Her daughter, Katie, is a godsend in that respect. Every mother's nightmare is about to come true, however, when the ship they are traveling on is attacked by pirates off the coast of Maduri. A bitterly short battle ensues; while Alex and her daughter wait in their cabin below, the crew of the Amstel abandons ship, leaving the lone female occupants to their grim fate with a cowardly lack of conscience. Slavery is a fact of life on this island in the East Indies. After a desperate struggle, mother and daughter are separated and sold on Maduri, their disparate fates a cruel blessing.

Six months later, an American sea captain weighs anchor in Maduri Harbor. Gavin Elliott has cargo onboard his ship for Sultan Kasan, ruler of this deceptively beautiful island. Kasan has plans for Gavin and his shipping company, Elliott House, a partnership of sorts the Sultan would like to form with it. A tour of the island is meant to persuade Gavin to accept the Sultan's lucrative proposition. Instead, Gavin stumbles upon a slave market where a distinctly European woman is being auctioned off. Appalled, he offers to buy the woman, only to grant the Sultan leverage in a dangerous game where more than one life is at stake.

Honor demands that Gavin stay in Maduri and obtain Alexandra's freedom, whatever the cost. The price of a woman's freedom is high indeed, however. Is Gavin willing to risk his own freedom to release Alex from her damnable fate, to help erase the haunted look from her shimmering, aqua eyes? It's miraculous she has endured life as a slave for as long as she has. Clearly, Gavin must barter with the devil -- and dance to his merry tune -- before Alex's fate can be settled and her daughter found. If they need to scour the world, so be it!

Emotionally fragile Alex has endured hell on earth while in captivity. Her emotional and mental scars run deep, so deep in fact that the thought of intimacy terrifies her. Mary Jo Putney executes these emotional highs and lows with achingly accurate precision. A reader shares Alex's sense of defilement and desperation, and celebrates her indomitable will and ability to endure what could easily shatter a person's soul. Needless to say, Ms. Putney's characterizations are riveting and multi-layered. Her prose is equally textured, and her plot is daringly different. A reader risks emotional devastation along with the heroine, however. THE BARTERED BRIDE is brutally intense on so many levels; it's difficult to remain unaffected by it.

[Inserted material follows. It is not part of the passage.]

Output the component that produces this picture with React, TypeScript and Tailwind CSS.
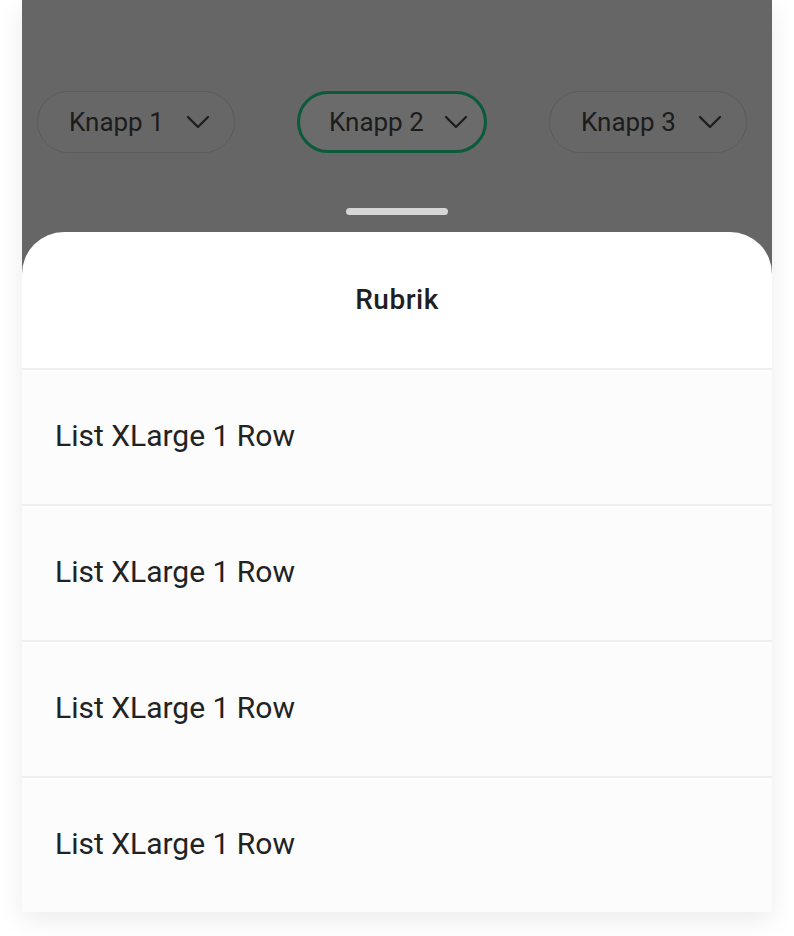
import React from "react";

function Chevron() {
  return (
    <svg width="24" height="14" viewBox="0 0 24 14" fill="none">
      <path d="M2 2 L12 12 L22 2" stroke="#1c1c1c" strokeWidth="2.2" strokeLinecap="round" strokeLinejoin="round" />
    </svg>
  );
}

function Pill({ label, active }: { label: string; active?: boolean }) {
  return (
    <div
      className={
        active
          ? "flex h-[62px] w-[190px] shrink-0 items-center gap-[20px] whitespace-nowrap rounded-full border-[3px] border-[#0b5a3a] bg-[#6b6b6b] pl-[29px]"
          : "flex h-[62px] w-[198px] shrink-0 items-center gap-[22px] whitespace-nowrap rounded-full border border-[#5c5c5c] bg-[#676767] pl-[31px]"
      }
    >
      <span className="text-[26px] leading-none text-[#1c1c1c]">{label}</span>
      <Chevron />
    </div>
  );
}

function Row() {
  return (
    <div className="flex h-[136px] items-center border-t-2 border-[#efefef] bg-[#fcfcfc] pb-[3px] pl-[33px]">
      <span className="text-[30px] leading-none text-[#222222]">List XLarge 1 Row</span>
    </div>
  );
}

export default function App() {
  return (
    <div className="min-h-[936px] w-[794px] bg-white" style={{ fontFamily: "Roboto, 'Liberation Sans', sans-serif" }}>
      <div className="mx-[22px] w-[750px] bg-[#666666] shadow-[0_8px_24px_rgba(0,0,0,0.08)]">
        <div className="flex h-[232px] flex-col">
          <div className="mt-[91px] flex gap-[62px] pl-[15px]">
            <Pill label="Knapp 1" />
            <Pill label="Knapp 2" active />
            <Pill label="Knapp 3" />
          </div>
          <div className="mt-[55px] flex justify-center">
            <div className="h-[7px] w-[102px] rounded-full bg-[#d6d6d6]" />
          </div>
        </div>
        <div className="overflow-hidden rounded-t-[42px] bg-white">
          <div className="flex h-[136px] items-center justify-center">
            <span className="text-[28px] font-medium tracking-[0.5px] text-[#1f1f1f]">Rubrik</span>
          </div>
          <Row />
          <Row />
          <Row />
          <Row />
        </div>
      </div>
    </div>
  );
}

For instance, Gavin and Alex's first physical encounter is devastating and controversial. I've purposefully refrained from revealing more as Ms. Putney has made an obvious choice to shock and disturb her readers, to make an emotional investment in this novel impossible to avoid. Gavin's heroic behaviour is tainted somewhat by the necessity of this act. However, time heals all wounds. Alex is gradually able to overcome her past, to forgive the actions initiated by Sultan Kasan and Gavin's part in fulfilling them. Like a bad memory, the encounter slowly fades from a reader's mind, and a beautifully unfolding love story takes its place.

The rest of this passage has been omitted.